### Material:
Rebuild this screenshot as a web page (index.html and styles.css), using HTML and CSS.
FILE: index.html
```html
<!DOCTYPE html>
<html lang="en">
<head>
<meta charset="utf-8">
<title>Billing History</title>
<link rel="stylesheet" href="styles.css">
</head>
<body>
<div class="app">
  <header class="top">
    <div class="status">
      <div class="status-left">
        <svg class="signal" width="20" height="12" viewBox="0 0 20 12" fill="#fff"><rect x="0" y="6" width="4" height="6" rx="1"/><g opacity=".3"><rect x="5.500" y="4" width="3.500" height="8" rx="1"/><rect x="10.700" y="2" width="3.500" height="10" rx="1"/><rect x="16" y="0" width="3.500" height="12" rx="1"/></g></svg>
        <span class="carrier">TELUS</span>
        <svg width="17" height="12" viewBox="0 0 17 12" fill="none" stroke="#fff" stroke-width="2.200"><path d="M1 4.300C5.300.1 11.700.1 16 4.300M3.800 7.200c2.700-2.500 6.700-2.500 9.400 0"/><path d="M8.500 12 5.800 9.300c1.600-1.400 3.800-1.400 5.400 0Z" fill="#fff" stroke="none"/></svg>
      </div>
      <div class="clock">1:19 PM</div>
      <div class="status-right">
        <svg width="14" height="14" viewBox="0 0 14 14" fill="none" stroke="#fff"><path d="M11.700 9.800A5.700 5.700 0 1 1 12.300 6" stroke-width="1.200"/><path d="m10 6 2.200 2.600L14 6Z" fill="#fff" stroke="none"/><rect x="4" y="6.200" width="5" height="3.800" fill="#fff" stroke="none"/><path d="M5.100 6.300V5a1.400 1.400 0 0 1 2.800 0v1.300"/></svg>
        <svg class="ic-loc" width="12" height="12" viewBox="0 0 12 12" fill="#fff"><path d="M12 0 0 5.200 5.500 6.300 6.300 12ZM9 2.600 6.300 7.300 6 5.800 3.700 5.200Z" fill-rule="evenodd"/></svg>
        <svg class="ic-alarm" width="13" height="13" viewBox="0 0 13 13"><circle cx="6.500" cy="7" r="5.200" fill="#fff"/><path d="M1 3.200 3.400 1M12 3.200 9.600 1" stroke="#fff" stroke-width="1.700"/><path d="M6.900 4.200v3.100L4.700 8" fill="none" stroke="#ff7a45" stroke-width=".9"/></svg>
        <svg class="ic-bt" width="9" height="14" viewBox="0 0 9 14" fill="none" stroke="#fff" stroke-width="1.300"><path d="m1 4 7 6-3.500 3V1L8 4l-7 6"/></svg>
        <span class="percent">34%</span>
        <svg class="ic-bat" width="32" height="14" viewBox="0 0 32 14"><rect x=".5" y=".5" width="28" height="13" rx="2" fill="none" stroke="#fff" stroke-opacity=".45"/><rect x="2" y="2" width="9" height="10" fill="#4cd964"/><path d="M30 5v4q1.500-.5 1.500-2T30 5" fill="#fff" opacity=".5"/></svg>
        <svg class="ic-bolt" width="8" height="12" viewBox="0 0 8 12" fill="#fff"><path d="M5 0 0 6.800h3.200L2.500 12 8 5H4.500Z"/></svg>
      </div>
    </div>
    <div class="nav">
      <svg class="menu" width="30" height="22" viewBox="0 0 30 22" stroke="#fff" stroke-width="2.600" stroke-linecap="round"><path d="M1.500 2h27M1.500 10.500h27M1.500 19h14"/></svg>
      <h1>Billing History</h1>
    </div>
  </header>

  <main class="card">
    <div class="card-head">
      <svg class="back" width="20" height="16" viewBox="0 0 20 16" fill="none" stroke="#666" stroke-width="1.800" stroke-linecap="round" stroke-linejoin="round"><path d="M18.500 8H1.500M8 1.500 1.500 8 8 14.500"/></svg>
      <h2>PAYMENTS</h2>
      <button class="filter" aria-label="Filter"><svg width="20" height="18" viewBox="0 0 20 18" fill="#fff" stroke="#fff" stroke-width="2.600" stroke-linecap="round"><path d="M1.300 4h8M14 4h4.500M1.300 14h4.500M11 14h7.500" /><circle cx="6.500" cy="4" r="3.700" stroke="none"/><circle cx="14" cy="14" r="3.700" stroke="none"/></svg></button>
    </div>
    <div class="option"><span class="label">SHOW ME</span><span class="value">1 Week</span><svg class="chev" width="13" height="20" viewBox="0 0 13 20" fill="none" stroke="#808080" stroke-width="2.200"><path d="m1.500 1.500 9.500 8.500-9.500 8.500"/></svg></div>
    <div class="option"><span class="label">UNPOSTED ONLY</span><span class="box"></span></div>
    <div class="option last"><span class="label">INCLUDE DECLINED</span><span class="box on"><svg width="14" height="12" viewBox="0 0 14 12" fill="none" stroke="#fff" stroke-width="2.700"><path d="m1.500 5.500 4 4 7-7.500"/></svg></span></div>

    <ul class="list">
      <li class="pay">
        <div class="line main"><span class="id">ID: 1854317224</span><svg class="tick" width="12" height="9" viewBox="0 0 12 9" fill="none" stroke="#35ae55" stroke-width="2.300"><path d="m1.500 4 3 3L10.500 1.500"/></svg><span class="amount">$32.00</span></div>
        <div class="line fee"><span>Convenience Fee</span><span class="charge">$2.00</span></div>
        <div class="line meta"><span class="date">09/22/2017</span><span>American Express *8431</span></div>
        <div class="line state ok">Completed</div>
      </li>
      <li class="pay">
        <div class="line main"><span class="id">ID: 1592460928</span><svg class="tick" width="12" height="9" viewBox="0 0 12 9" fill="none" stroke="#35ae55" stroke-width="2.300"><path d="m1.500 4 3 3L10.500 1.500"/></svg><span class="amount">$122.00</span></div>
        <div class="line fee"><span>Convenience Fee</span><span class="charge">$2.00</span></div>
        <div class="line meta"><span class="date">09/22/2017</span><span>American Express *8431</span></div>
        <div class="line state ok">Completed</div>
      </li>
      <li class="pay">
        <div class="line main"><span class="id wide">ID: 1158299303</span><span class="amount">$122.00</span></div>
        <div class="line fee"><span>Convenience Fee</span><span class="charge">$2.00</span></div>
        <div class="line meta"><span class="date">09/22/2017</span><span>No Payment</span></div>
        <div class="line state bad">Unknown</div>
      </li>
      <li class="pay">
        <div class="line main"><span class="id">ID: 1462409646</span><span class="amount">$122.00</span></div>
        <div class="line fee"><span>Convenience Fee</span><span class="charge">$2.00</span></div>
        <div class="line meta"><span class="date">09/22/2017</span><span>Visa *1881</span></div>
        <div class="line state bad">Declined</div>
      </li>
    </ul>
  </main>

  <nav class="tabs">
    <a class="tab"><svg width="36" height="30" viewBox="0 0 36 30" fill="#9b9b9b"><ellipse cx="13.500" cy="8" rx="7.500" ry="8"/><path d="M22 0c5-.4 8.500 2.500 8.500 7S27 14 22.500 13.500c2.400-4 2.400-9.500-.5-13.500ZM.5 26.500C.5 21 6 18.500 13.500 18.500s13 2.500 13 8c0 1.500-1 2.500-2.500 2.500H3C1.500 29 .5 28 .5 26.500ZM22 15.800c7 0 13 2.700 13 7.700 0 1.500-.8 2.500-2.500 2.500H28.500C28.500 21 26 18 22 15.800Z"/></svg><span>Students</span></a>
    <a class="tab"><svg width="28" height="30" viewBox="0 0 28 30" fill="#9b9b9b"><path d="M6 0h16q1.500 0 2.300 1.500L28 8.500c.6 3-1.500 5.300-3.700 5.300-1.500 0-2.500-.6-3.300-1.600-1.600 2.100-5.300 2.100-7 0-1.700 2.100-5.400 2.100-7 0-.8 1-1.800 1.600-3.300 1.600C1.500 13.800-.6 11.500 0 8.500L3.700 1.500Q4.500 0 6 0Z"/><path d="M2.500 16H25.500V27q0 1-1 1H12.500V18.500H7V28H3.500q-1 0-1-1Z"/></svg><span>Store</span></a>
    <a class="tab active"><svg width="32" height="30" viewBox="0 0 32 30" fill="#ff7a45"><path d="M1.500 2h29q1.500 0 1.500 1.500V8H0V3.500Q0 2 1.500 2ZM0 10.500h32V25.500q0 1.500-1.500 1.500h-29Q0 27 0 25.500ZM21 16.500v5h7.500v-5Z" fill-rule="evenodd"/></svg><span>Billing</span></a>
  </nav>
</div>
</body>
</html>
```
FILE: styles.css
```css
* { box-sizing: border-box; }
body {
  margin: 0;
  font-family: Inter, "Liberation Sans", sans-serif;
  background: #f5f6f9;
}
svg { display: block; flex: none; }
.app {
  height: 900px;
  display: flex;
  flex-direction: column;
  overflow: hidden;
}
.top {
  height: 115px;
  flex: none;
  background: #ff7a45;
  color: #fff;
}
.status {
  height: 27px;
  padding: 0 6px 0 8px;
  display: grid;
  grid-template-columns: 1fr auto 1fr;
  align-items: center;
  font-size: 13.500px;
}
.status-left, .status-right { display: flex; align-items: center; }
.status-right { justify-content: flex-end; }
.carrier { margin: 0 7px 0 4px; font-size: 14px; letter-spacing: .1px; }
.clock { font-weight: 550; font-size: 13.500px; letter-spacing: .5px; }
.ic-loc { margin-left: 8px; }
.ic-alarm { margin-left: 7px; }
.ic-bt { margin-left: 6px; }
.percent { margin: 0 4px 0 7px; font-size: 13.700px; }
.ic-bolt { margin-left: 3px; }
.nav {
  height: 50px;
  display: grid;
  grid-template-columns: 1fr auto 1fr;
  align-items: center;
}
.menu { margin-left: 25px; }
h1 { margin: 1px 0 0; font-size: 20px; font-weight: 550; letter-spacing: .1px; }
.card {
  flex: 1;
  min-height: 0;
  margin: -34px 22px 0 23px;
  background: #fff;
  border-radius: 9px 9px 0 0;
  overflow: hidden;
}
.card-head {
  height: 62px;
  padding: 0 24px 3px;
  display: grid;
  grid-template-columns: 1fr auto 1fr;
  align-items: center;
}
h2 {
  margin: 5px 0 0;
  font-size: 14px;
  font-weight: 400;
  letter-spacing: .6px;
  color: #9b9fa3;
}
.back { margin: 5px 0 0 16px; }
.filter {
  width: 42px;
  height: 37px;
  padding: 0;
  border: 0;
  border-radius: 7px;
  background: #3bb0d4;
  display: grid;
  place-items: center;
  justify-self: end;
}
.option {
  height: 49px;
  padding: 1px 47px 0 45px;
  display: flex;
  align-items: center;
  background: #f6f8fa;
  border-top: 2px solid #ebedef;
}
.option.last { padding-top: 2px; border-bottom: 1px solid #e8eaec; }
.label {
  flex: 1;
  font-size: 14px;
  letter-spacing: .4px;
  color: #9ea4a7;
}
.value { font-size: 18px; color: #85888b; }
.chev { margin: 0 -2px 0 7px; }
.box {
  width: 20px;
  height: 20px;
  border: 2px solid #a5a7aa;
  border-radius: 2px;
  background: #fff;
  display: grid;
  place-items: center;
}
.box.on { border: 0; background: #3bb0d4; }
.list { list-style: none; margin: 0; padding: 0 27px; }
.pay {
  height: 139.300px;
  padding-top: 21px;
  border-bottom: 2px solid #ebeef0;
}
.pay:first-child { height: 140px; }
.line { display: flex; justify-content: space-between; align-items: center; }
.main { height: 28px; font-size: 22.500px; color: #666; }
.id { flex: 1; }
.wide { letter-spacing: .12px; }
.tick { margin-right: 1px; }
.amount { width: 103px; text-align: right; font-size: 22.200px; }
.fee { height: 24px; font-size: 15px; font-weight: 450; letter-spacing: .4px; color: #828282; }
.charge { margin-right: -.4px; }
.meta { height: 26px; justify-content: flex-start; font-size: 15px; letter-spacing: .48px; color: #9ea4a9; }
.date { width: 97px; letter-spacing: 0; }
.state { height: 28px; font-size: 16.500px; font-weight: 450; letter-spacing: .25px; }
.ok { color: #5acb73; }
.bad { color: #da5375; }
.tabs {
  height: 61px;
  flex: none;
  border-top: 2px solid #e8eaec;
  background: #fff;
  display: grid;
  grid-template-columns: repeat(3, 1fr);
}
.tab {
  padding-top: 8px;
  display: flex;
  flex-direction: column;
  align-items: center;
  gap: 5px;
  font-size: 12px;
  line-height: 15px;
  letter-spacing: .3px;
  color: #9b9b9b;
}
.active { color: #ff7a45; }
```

### The exercise:
Among the lines above, how many contain the string "index"? State the number alone.

### Answer in full:
2